To be sure, defeat in the most populous state in the country would be an embarrassment, underscoring her well-known deficiencies as a candidate and emboldening Sanders to carry his campaign to the July convention. But no more than that. Back in 2008, Clinton defeated the eventual winner Barack Obama in the same California primary, and much good it did her. In reality, apart from a Bernie landslide, the only thing that can derail her is an indictment arising from the FBI investigation of her State Department emails. If that happens, obviously all bets are off.

In this light, her broadside against Trump makes sense. He is the main enemy now, not Sanders. For weeks he’s been lambasting Clinton. Now she’s finally starting to mount some serious return fire, while reminding California voters of her strongest selling point: her experience, above all in foreign policy.

During the primaries, it was different.

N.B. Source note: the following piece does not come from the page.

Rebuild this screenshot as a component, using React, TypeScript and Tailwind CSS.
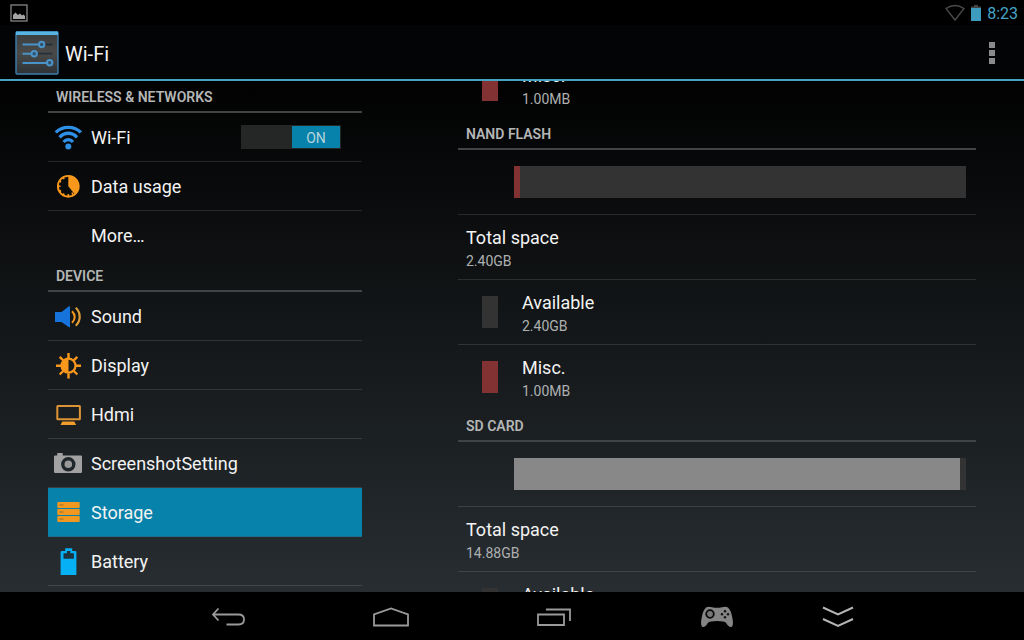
import { useEffect, useRef, useState } from 'react'
import type { ReactNode } from 'react'
import clsx from 'clsx'

const ORANGE = '#f7981d'

function WifiIcon() {
  return (
    <svg viewBox="0 0 28 28" className="size-7" fill="none" stroke="#2f8fe6" strokeWidth="3.3">
      <path d="M1.8 9.5C8 2.6 20.6 2.6 26.8 9.5" />
      <path d="M5.6 14.3c4.8-5.4 12.6-5.4 17.4 0" />
      <path d="M9.6 19c2.7-3.2 6.7-3.2 9.4 0" />
      <circle cx="14.3" cy="23.5" r="3" fill="#2f8fe6" stroke="none" />
    </svg>
  )
}

function DataUsageIcon() {
  return (
    <svg viewBox="0 0 28 28" className="size-7">
      <circle cx="14.3" cy="14.3" r="10.4" fill="none" stroke={ORANGE} strokeWidth="1.9" />
      <path d="M14.3 3.5v10.8l6.6 8.2A10.8 10.8 0 0 0 14.3 3.5z" fill={ORANGE} />
      <path
        d="M14.3 24.5v-2.5M4 14.3h2.5M9.1 5.3l1 1.8M5.3 9.1l1.800 1M5.3 19.5l1.800-1M9.1 23.3l1-1.800M19.4 23.3l-1.5-2.6"
        stroke={ORANGE}
        strokeWidth="1.6"
      />
    </svg>
  )
}

function SoundIcon() {
  return (
    <svg viewBox="0 0 28 28" className="size-7" fill="none">
      <path d="M1 10h6.5L15 4.3h1v21h-1L7.5 20H1z" fill="#1673dc" />
      <path d="M18 9.2c3.6 3.4 3.6 8.2 0 11.6" stroke={ORANGE} strokeWidth="2" />
      <path d="M21.8 5.8c5.2 5.2 5.2 12.8 0 18" stroke="#dd9c36" strokeWidth="2.2" />
    </svg>
  )
}

function DisplayIcon() {
  return (
    <svg viewBox="0 0 28 28" className="size-7" fill="none" stroke={ORANGE}>
      <path
        d="M14.5 2v5M14.5 22.5v5M2 14.7h5M22 14.7h5M5.7 5.9l3.5 3.5M19.8 20l3.5 3.5M5.7 23.5L9.2 20M19.8 9.4l3.5-3.5"
        strokeWidth="2.4"
      />
      <circle cx="14.5" cy="14.7" r="7" strokeWidth="2.2" />
      <path d="M14.5 8v13.4a6.7 6.7 0 0 1 0-13.4z" fill={ORANGE} stroke="none" />
    </svg>
  )
}

function HdmiIcon() {
  return (
    <svg viewBox="0 0 28 28" className="size-7">
      <rect x="3.3" y="6" width="22.6" height="13.2" rx="0.5" fill="none" stroke="#dd9434" strokeWidth="2" />
      <path d="M8.3 21.6h12l1.9 3.5H6.5z" fill="#ee9c2c" />
    </svg>
  )
}

function CameraIcon() {
  return (
    <svg viewBox="0 0 28 28" className="size-7">
      <path d="M1.2 6.5h2V4h5.5v2.5h18.1q1.2 0 1.2 1.2v15.1q0 1.2-1.2 1.2H1.2Q0 24 0 22.8V7.7q0-1.2 1.2-1.2z" fill="#a2a2a2" />
      <circle cx="14.3" cy="15.3" r="5.5" fill="#999" stroke="#20272a" strokeWidth="3.4" />
    </svg>
  )
}

function StorageIcon() {
  return (
    <svg viewBox="0 0 28 28" className="size-7">
      {[4, 11, 18].map((y) => (
        <g key={y}>
          <rect x="3.3" y={y} width="22.4" height="6" rx="1" fill="#f0981f" />
          <path d={`M5.5 ${y + 3}h4`} stroke="#a9772f" strokeWidth="1.2" />
        </g>
      ))}
    </svg>
  )
}

function BatteryIcon() {
  return (
    <svg viewBox="0 0 28 28" className="size-7">
      <path d="M11.2 1.2h7V4h3q1.2 0 1.2 1.2V28H6.6V5.2Q6.6 4 7.8 4h3.4z" fill="#06b0f5" />
      <path d="M13 4h3.4v2.3h3.5v5.5H9.5V6.3H13z" fill="#1d343f" />
    </svg>
  )
}

function SettingsLogo() {
  return (
    <svg viewBox="0 0 44 44" className="size-11">
      <defs>
        <linearGradient id="tile" x1="0" y1="0" x2="0" y2="1">
          <stop offset="0" stopColor="#3a3d3f" />
          <stop offset="0.5" stopColor="#4a4a49" />
          <stop offset="1" stopColor="#2e3236" />
        </linearGradient>
      </defs>
      <rect x="1" y="1" width="42" height="42" rx="1" fill="url(#tile)" stroke="#3d7fae" strokeWidth="1.4" />
      <path d="M1 0.5h42v3.5H1z" fill="#55b4e2" />
      <g stroke="#27303a" strokeWidth="1.8">
        <path d="M30 13.5h7.5M23 22.7h14.5" />
      </g>
      <g stroke="#4a93c8" strokeWidth="2" fill="#31516b">
        <path d="M7.5 13.5h16M7.5 22.7h8.5M7.5 32h24.5" />
        <circle cx="26.7" cy="13.5" r="2.7" />
        <circle cx="19.2" cy="22.7" r="2.7" />
        <circle cx="34.7" cy="31.7" r="2.7" />
      </g>
    </svg>
  )
}

interface ItemProps {
  icon?: ReactNode
  label: string
  selected?: boolean
  last?: boolean
  onSelect: () => void
  children?: ReactNode
}

function MenuItem({ icon, label, selected, last, onSelect, children }: ItemProps) {
  return (
    <li
      className={clsx(
        'flex h-[49px] items-center border-b',
        selected ? 'border-[#1d6f8c] bg-[#0782aa]' : last ? 'border-transparent' : 'border-white/12',
      )}
    >
      <button
        type="button"
        onClick={onSelect}
        className="flex h-full flex-1 items-center gap-[9px] pl-1.5 text-left text-lg text-[#f3f3f3]"
      >
        <span className="size-7 shrink-0">{icon}</span>
        <span className="pt-0.5">{label}</span>
      </button>
      {children}
    </li>
  )
}

function SectionTitle({ children }: { children: ReactNode }) {
  return (
    <h2 className="flex h-8 items-center border-b-2 border-[#414445] px-2 pt-0.5 text-sm font-semibold text-[#b5b7b7]">
      {children}
    </h2>
  )
}

interface RowProps {
  title: string
  summary: string
  swatch?: string
  last?: boolean
}

function StorageRow({ title, summary, swatch, last }: RowProps) {
  return (
    <div
      className={clsx(
        'flex h-[65px] items-center border-b',
        last ? 'border-transparent' : 'border-white/12',
        swatch ? 'gap-6 pl-6' : 'pl-2',
      )}
    >
      {swatch && <span className={clsx('h-8 w-4', swatch)} />}
      <div className="pt-1">
        <div className="text-lg leading-6 text-[#f3f3f3]">{title}</div>
        <div className="text-sm leading-[22px] text-[#aeb0b1]">{summary}</div>
      </div>
    </div>
  )
}

function UsageBar({ percent, color }: { percent: number; color: string }) {
  return (
    <div className="flex h-[65px] items-center border-b border-white/12 pr-2.5 pl-14">
      <div className="h-8 w-full bg-[#333]">
        <div className={clsx('h-full', color)} style={{ width: `${percent}%` }} />
      </div>
    </div>
  )
}

const DEVICE_ITEMS = [
  { label: 'Sound', icon: <SoundIcon /> },
  { label: 'Display', icon: <DisplayIcon /> },
  { label: 'Hdmi', icon: <HdmiIcon /> },
  { label: 'ScreenshotSetting', icon: <CameraIcon /> },
  { label: 'Storage', icon: <StorageIcon /> },
  { label: 'Battery', icon: <BatteryIcon /> },
]

export default function App() {
  const [selected, setSelected] = useState('Storage')
  const [wifi, setWifi] = useState(true)
  const detailRef = useRef<HTMLElement>(null)

  useEffect(() => {
    if (detailRef.current) detailRef.current.scrollTop = 28
  }, [])

  return (
    <div className="flex h-screen flex-col overflow-hidden bg-linear-to-b/srgb from-black from-10% to-[#272d31] to-92% font-[Roboto,sans-serif]">
      <div className="flex h-[25px] shrink-0 items-center justify-between bg-black pr-1.5 pl-2.5">
        <svg viewBox="0 0 18 18" className="size-[18px]">
          <rect x="1" y="1" width="16" height="16" fill="none" stroke="#858585" strokeWidth="1.3" />
          <path d="M3 15v-4l2.5-2.5L8 11l2-1.5 2 2 1.5-1L15 12v3z" fill="#a5a5a5" />
        </svg>
        <div className="flex items-center gap-1.5 text-base text-[#45a5c9]">
          <svg viewBox="0 0 20 18" className="h-[18px] w-5" fill="none" stroke="#4a4a4a" strokeWidth="1.4">
            <path d="M1 4.5Q10-1.5 19 4.5L10 16z" />
          </svg>
          <svg viewBox="0 0 10 18" className="h-[18px] w-2.5">
            <path d="M3 1h4v1.5h3V5H0V2.5h3z" fill="#444" />
            <path d="M0 4h10v13H0z" fill="#3d9bbf" />
          </svg>
          <span className="pt-0.5">8:23</span>
        </div>
      </div>

      <header className="flex h-14 shrink-0 items-center justify-between border-b-2 border-[#46a3c2] bg-[#020405] pt-0.5 pr-6 pl-[15px]">
        <div className="flex items-center gap-1.5">
          <SettingsLogo />
          <h1 className="pt-0.5 text-xl text-[#f3f3f3]">Wi-Fi</h1>
        </div>
        <button type="button" aria-label="More options" className="flex w-4 flex-col items-center gap-0.5">
          <span className="size-1.5 bg-[#8a8a8a]" />
          <span className="size-1.5 bg-[#8a8a8a]" />
          <span className="size-1.5 bg-[#8a8a8a]" />
        </button>
      </header>

      <div className="grid min-h-0 flex-1 grid-cols-[314fr_518fr] gap-24 px-12">
        <nav className="overflow-y-auto [scrollbar-width:none]">
          <SectionTitle>WIRELESS &amp; NETWORKS</SectionTitle>
          <ul>
            <MenuItem
              label="Wi-Fi"
              icon={<WifiIcon />}
              selected={selected === 'Wi-Fi'}
              onSelect={() => setSelected('Wi-Fi')}
            >
              <label className="relative mr-[21px] flex h-6 w-[100px] items-center bg-[#252727] p-px">
                <input
                  type="checkbox"
                  role="switch"
                  aria-label="Wi-Fi"
                  checked={wifi}
                  onChange={(e) => setWifi(e.target.checked)}
                  className="absolute inset-0 size-full cursor-pointer appearance-none"
                />
                <span
                  className={clsx(
                    'pointer-events-none flex h-full w-12 items-center justify-center pt-0.5 text-sm',
                    wifi ? 'ml-auto bg-[#0782aa] text-[#b9d3dc]' : 'bg-[#555] text-[#aaa]',
                  )}
                >
                  {wifi ? 'ON' : 'OFF'}
                </span>
              </label>
            </MenuItem>
            <MenuItem
              label="Data usage"
              icon={<DataUsageIcon />}
              selected={selected === 'Data usage'}
              onSelect={() => setSelected('Data usage')}
            />
            <MenuItem label="More…" last selected={selected === 'More'} onSelect={() => setSelected('More')} />
          </ul>
          <SectionTitle>DEVICE</SectionTitle>
          <ul>
            {DEVICE_ITEMS.map(({ label, icon }) => (
              <MenuItem
                key={label}
                label={label}
                icon={icon}
                selected={selected === label}
                onSelect={() => setSelected(label)}
              />
            ))}
          </ul>
        </nav>

        <main ref={detailRef} className="overflow-y-auto [scrollbar-width:none]">
          <StorageRow title="Misc." summary="1.00MB" swatch="bg-[#823233]" last />
          <SectionTitle>NAND FLASH</SectionTitle>
          <UsageBar percent={1.4} color="bg-[#823233]" />
          <StorageRow title="Total space" summary="2.40GB" />
          <StorageRow title="Available" summary="2.40GB" swatch="bg-[#333]" />
          <StorageRow title="Misc." summary="1.00MB" swatch="bg-[#823233]" last />
          <SectionTitle>SD CARD</SectionTitle>
          <UsageBar percent={98.6} color="bg-[#888]" />
          <StorageRow title="Total space" summary="14.88GB" />
          <StorageRow title="Available" summary="14.88GB" swatch="bg-[#333]" />
        </main>
      </div>

      <footer className="flex h-12 shrink-0 justify-center bg-black pt-0.5">
        <button type="button" aria-label="Back" className="flex w-[163px] items-center justify-center">
          <svg viewBox="0 0 34 20" className="h-5 w-[34px]" fill="none" stroke="#9a9a9a" strokeWidth="1.8">
            <path d="M2 7.5h25.5q5.5 0 5.5 5t-5.5 5H15.5M7.5 1.5L2 7.5l5.5 6" />
          </svg>
        </button>
        <button type="button" aria-label="Home" className="flex w-[163px] items-center justify-center">
          <svg viewBox="0 0 36 20" className="h-5 w-9" fill="none" stroke="#9a9a9a" strokeWidth="1.8">
            <path d="M1 18.5v-11L18 1.5l17 6v11z" />
          </svg>
        </button>
        <button type="button" aria-label="Recent apps" className="flex w-[163px] items-center justify-center">
          <svg viewBox="0 0 34 20" className="h-5 w-[34px]" fill="none" stroke="#9a9a9a" strokeWidth="1.8">
            <path d="M1 7.500h26v10.500H1zM9 2.500h24v11.500" />
          </svg>
        </button>
        <button type="button" aria-label="Game pad" className="flex w-[163px] items-center justify-center">
          <svg viewBox="0 0 34 22" className="h-[22px] w-[34px]">
            <path
              d="M6 1.5Q8.5 0 12 1.2q5 1.3 10 0Q25.5 0 28 1.5 31 4 32.5 12.5q1.3 7.5-1 8.5-2.5.8-5.5-4.2Q24.7 15 17 15t-9 1.8Q5 21.8 2.5 21 .2 20 1.5 12.5 3 4 6 1.5z"
              fill="#858585"
            />
            <circle cx="10" cy="8" r="3.8" fill="#777" stroke="#0a0a0a" strokeWidth="1.8" />
            <g fill="#111">
              <circle cx="25" cy="5.3" r="1.2" />
              <circle cx="25" cy="11.3" r="1.2" />
              <circle cx="22" cy="8.3" r="1.2" />
              <circle cx="28" cy="8.3" r="1.2" />
            </g>
          </svg>
        </button>
        <button type="button" aria-label="Hide bar" className="flex w-20 items-center justify-center">
          <svg viewBox="0 0 32 22" className="h-[22px] w-8" fill="none" stroke="#b5b5b5" strokeWidth="2">
            <path d="M1 1.5L16 8.5l15-7M1 13l15 7 15-7" />
          </svg>
        </button>
      </footer>
    </div>
  )
}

Obliged to depict Obama and Hillary as the main enemies, Trump’s Republican opponents pretty much gave a free pass to his outrageous statements and posturing. Sometimes they even went further. Not so Clinton now. And for all her flaws as a campaigner, she can look after herself, above all against Republicans who tend to lose their mental bearings when the very word Clinton comes up.

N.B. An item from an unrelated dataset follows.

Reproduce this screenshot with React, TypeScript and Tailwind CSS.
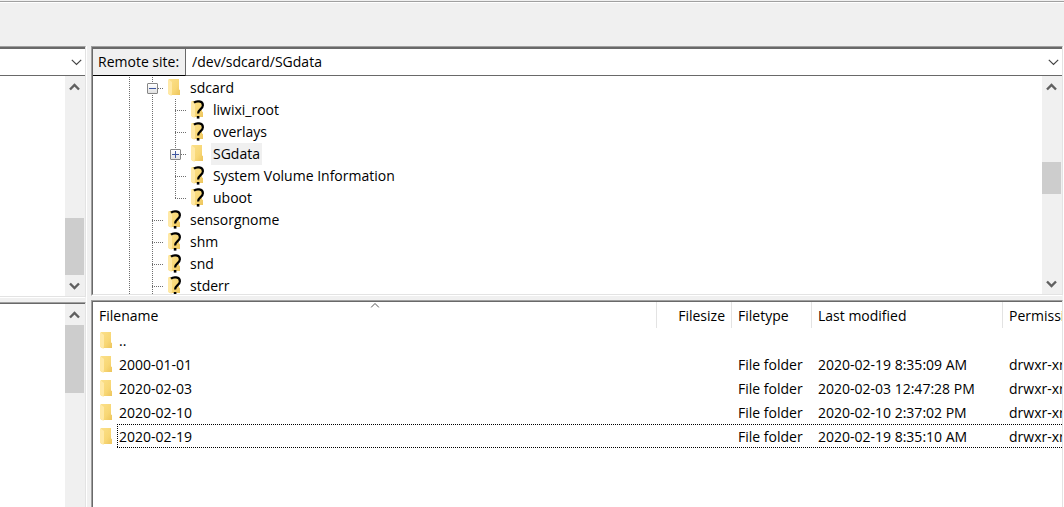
import type { ReactNode } from "react";

type NodeKind = "folder" | "unknown";
type Guide = "line" | "tee" | "end";

interface TreeNode {
  name: string;
  kind: NodeKind;
  guides: Guide[];
  expander?: "open" | "closed";
  selected?: boolean;
}

const tree: TreeNode[] = [
  { name: "sdcard", kind: "folder", guides: ["line", "tee"], expander: "open" },
  { name: "liwixi_root", kind: "unknown", guides: ["line", "line", "tee"] },
  { name: "overlays", kind: "unknown", guides: ["line", "line", "tee"] },
  { name: "SGdata", kind: "folder", guides: ["line", "line", "tee"], expander: "closed", selected: true },
  { name: "System Volume Information", kind: "unknown", guides: ["line", "line", "tee"] },
  { name: "uboot", kind: "unknown", guides: ["line", "line", "end"] },
  { name: "sensorgnome", kind: "unknown", guides: ["line", "tee"] },
  { name: "shm", kind: "unknown", guides: ["line", "tee"] },
  { name: "snd", kind: "unknown", guides: ["line", "tee"] },
  { name: "stderr", kind: "unknown", guides: ["line", "tee"] },
];

const files = [
  { name: "..", type: "", modified: "", permissions: "" },
  { name: "2000-01-01", type: "File folder", modified: "2020-02-19 8:35:09 AM", permissions: "drwxr-xr-x" },
  { name: "2020-02-03", type: "File folder", modified: "2020-02-03 12:47:28 PM", permissions: "drwxr-xr-x" },
  { name: "2020-02-10", type: "File folder", modified: "2020-02-10 2:37:02 PM", permissions: "drwxr-xr-x" },
  { name: "2020-02-19", type: "File folder", modified: "2020-02-19 8:35:10 AM", permissions: "drwxr-xr-x", focused: true },
];

function FolderIcon({ unknown = false }: { unknown?: boolean }) {
  return (
    <svg width="16" height="20" viewBox="0 0 16 20" className="shrink-0" aria-hidden="true">
      <defs>
        <linearGradient id="folder-body" x1="0" y1="0" x2="1" y2="1">
          <stop offset="0" stopColor="#fbe08a" />
          <stop offset="0.6" stopColor="#f8d775" />
          <stop offset="1" stopColor="#ecc45c" />
        </linearGradient>
      </defs>
      <path d="M1 1H11V11.5L12 12V17H1Z" fill="url(#folder-body)" />
      <path d="M0 1L4 4V13.5L3.6 18L0 16Z" fill="#ffe9a6" />
      {unknown && (
        <g fill="none" stroke="#000">
          <path d="M3 2.6C5 .8 11.9 .4 11.9 5.2C11.9 9 7.1 9.2 7.1 13.4" strokeWidth="2.2" />
          <path d="M7.1 16V18.6" strokeWidth="2.6" />
        </g>
      )}
    </svg>
  );
}

function GuideCell({ guide, expander }: { guide: Guide; expander?: "open" | "closed" }) {
  return (
    <span className="relative flex h-[22px] w-[23px] shrink-0">
      <svg width="23" height="22" viewBox="0 0 23 22" shapeRendering="crispEdges" stroke="#6e6e6e" strokeDasharray="1 1" aria-hidden="true">
        <path d={guide === "end" ? "M11.5 0V12" : "M11.5 0V22"} />
        {guide !== "line" && <path d="M11 11.5H23" />}
      </svg>
      {expander && (
        <button
          type="button"
          aria-label={expander === "open" ? "Collapse" : "Expand"}
          className="absolute top-1.5 left-1.5 size-[11px] rounded-[1px] border border-[#868686] bg-linear-to-b from-white to-[#e2e2e2]"
        >
          <svg width="9" height="9" viewBox="0 0 9 9" shapeRendering="crispEdges" stroke="#3f57a0" aria-hidden="true">
            <path d={expander === "open" ? "M1 4.5H8" : "M1 4.5H8M4.5 1V8"} />
          </svg>
        </button>
      )}
    </span>
  );
}

function ScrollArrow({ direction }: { direction: "up" | "down" }) {
  return (
    <button type="button" aria-label={`Scroll ${direction}`} className="flex h-[21px] w-full shrink-0 items-center justify-center">
      <svg width="11" height="8" viewBox="0 0 11 8" fill="none" stroke="#606060" strokeWidth="2.4" aria-hidden="true">
        <path d={direction === "up" ? "M1 6.5L5.5 2L10 6.5" : "M1 1.5L5.5 6L10 1.5"} />
      </svg>
    </button>
  );
}

function ScrollBar({ children, hasEnd = true }: { children: ReactNode; hasEnd?: boolean }) {
  return (
    <div className="flex w-5 shrink-0 flex-col bg-[#f0f0f0] pr-px">
      <ScrollArrow direction="up" />
      <div className="flex min-h-0 flex-1 flex-col">{children}</div>
      {hasEnd && <ScrollArrow direction="down" />}
    </div>
  );
}

function ComboBox({ id, value, label }: { id: string; value: string; label?: string }) {
  return (
    <div className="relative flex min-w-0 flex-1 border-b border-[#696969]">
      <select id={id} aria-label={label} className="w-full appearance-none bg-white px-1.5 outline-none">
        <option>{value}</option>
      </select>
      <svg width="11" height="7" viewBox="0 0 11 7" fill="none" stroke="#444" strokeWidth="1.2" className="pointer-events-none absolute top-2.5 right-[3px]" aria-hidden="true">
        <path d="M.8 .8L5.5 5.5L10.2 .8" />
      </svg>
    </div>
  );
}

const paneEdges = "border-t border-t-[#a0a0a0] border-r border-r-[#e3e3e3]";
const headCell = "border-r border-[#e3e3e3] px-1.5 pt-0.5 font-normal";
const bodyCell = "px-1.5 pt-0.5";

export default function App() {
  return (
    <div className="flex h-screen flex-col overflow-hidden bg-[#f0f0f0] font-['Open_Sans','Noto_Sans',sans-serif] text-[14px] leading-5 text-black">
      <div className="mt-px h-[45px] shrink-0 border-t border-[#a0a0a0]">
        <div className="h-px bg-white" />
      </div>

      <main className="flex min-h-0 flex-1 gap-1">
        <section className="flex w-[87px] shrink-0 flex-col gap-1 border-r border-white" aria-label="Local files">
          <div className={`flex h-[252px] shrink-0 flex-col border-b border-b-white ${paneEdges}`}>
            <div className="flex h-[29px] shrink-0 border-t-2 border-[#696969]">
              <ComboBox id="local-site" label="Local site" value="" />
            </div>
            <div className="flex min-h-0 flex-1 justify-end border-b border-[#e3e3e3] bg-white">
              <ScrollBar>
                <div className="mt-auto h-[57px] bg-[#cdcdcd]" />
              </ScrollBar>
            </div>
          </div>
          <div className={`flex min-h-0 flex-1 ${paneEdges}`}>
            <div className="flex flex-1 justify-end border-t border-[#696969] bg-white">
              <ScrollBar hasEnd={false}>
                <div className="h-[68px] bg-[#cdcdcd]" />
              </ScrollBar>
            </div>
          </div>
        </section>

        <section className="flex min-w-0 flex-1 flex-col gap-1 border-r border-white" aria-label="Remote files">
          <div className={`flex h-[250px] shrink-0 flex-col border-b border-l border-b-white border-l-[#a0a0a0] ${paneEdges}`}>
            <div className="flex h-[29px] shrink-0 border-t-2 border-l border-[#696969]">
              <label htmlFor="remote-site" className="flex items-center border-r border-b border-r-[#696969] border-b-black pr-1.5 pl-[5px]">
                Remote site:
              </label>
              <ComboBox id="remote-site" value="/dev/sdcard/SGdata" />
            </div>
            <div className="flex min-h-0 flex-1 border-b border-l border-b-[#e3e3e3] border-l-[#696969] bg-white">
              <ul className="min-w-0 flex-1 overflow-hidden pt-px pl-[25px]">
                {tree.map((node) => (
                  <li key={node.name} className="flex h-[22px] items-center">
                    {node.guides.map((guide, level) => (
                      <GuideCell key={level} guide={guide} expander={level === node.guides.length - 1 ? node.expander : undefined} />
                    ))}
                    <span className="flex w-6 shrink-0 pl-1">
                      <FolderIcon unknown={node.kind === "unknown"} />
                    </span>
                    <span className={`px-0.5 leading-[22px] ${node.selected ? "bg-[#f0f0f0]" : ""}`}>{node.name}</span>
                  </li>
                ))}
              </ul>
              <ScrollBar>
                <div className="mt-[65px] h-8 bg-[#cdcdcd]" />
              </ScrollBar>
            </div>
          </div>

          <div className={`flex min-h-0 flex-1 border-l border-l-[#a0a0a0] ${paneEdges}`}>
            <div className="min-w-0 flex-1 overflow-hidden border-t border-l border-[#696969] bg-white">
              <table className="w-full table-fixed border-separate border-spacing-0 text-left whitespace-nowrap">
                <colgroup>
                  <col />
                  <col className="w-[75px]" />
                  <col className="w-20" />
                  <col className="w-[191px]" />
                  <col className="w-[59px]" />
                </colgroup>
                <thead>
                  <tr className="h-[26px]">
                    <th className={`relative ${headCell}`}>
                      Filename
                      <svg width="9" height="5" viewBox="0 0 9 5" fill="none" stroke="#555" className="absolute top-px left-1/2 -translate-x-1/2" aria-hidden="true">
                        <path d="M.5 4.5L4.5 .5L8.5 4.5" />
                      </svg>
                    </th>
                    <th className={`text-right ${headCell}`}>Filesize</th>
                    <th className={headCell}>Filetype</th>
                    <th className={headCell}>Last modified</th>
                    <th className="pt-0.5 pl-1.5 font-normal">Permissions</th>
                  </tr>
                </thead>
                <tbody>
                  {files.map((file) => (
                    <tr key={file.name} className="relative h-6">
                      <td className="pt-0.5 pl-[7px]">
                        <span className="flex items-center">
                          <FolderIcon />
                          <span className="ml-[3px]">{file.name}</span>
                        </span>
                        {file.focused && (
                          <span className="pointer-events-none absolute inset-y-0 right-0 left-6">
                            <svg width="100%" height="100%" shapeRendering="crispEdges" stroke="#000" strokeDasharray="1 1" className="block" aria-hidden="true">
                              <line x1="0" y1="0.5" x2="100%" y2="0.5" />
                              <line x1="0" y1="23.5" x2="100%" y2="23.5" />
                              <line x1="0.5" y1="0" x2="0.5" y2="100%" />
                            </svg>
                          </span>
                        )}
                      </td>
                      <td />
                      <td className={bodyCell}>{file.type}</td>
                      <td className={bodyCell}>{file.modified}</td>
                      <td className="pt-0.5 pl-1.5">{file.permissions}</td>
                    </tr>
                  ))}
                </tbody>
              </table>
            </div>
          </div>
        </section>
      </main>
    </div>
  );
}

Trump has had his good moments these past few days; from the scathing State Department inspector’s report on Clinton’s use of a private email server to the endorsement (or, more accurately perhaps, abject surrender) of the House Speaker Paul Ryan, ensuring a façade, at least, of party unity. But they’ve been more than matched by the bad moments.

One has been deliciously apt – the decision of the PGA tour to move its prestigious World Golf Championship from a Trump-owned course in Miami to (guess where?) Mexico City. Officially, the problem was sponsorship: few companies would risk spending millions to promote their brand when they would go up against brand Trump, arguably the best known in the world right now.

More to the point, what global company wants to be associated with a man who fulminates against Mexicans and Muslims? Trump called the PGA decision “a sad day for Miami, the United States and the game of golf", before adding: “I hope they have kidnapping insurance.”

Much more serious is the court case over Trump University, offering expensive courses on the great man’s business techniques to would-be property investors. Some had naively expected Trump to tone down his rhetoric and act “more presidential” after he had secured the delegates to win the nomination. Not a bit of it.

Last week, he broke off a campaign speech to launch a protracted, racially tinged attack against the judge in the case, a son of Mexican immigrants, after the latter ordered the release of embarrassing internal university documents, in which some former employees called the venture a fraud and a rip-off. Whatever the outcome, the controversy is bound to continue – a Republican version of Clinton’s email problems. And now his likely opponent’s evisceration of what passes for a Trump foreign policy.

In March, after 120 members of the Republican national security establishment published an open letter opposing a Trump presidency and (like Clinton) called him “utterly unfitted to the office.” Trump responded by unveiling his own team of foreign policy advisers. Virtually no-one had ever heard of any of them, and not a squeak has been heard from them since.

Now we’re back where we started, with schoolyard tweets against his opponent, featuring favoured Trump epithets such as “lousy", “pathetic" and “loser", but 140 character-long jibes are no substitute for a foreign policy. But that, it seems, is what we’re going to get, and Hillary Clinton will make hay.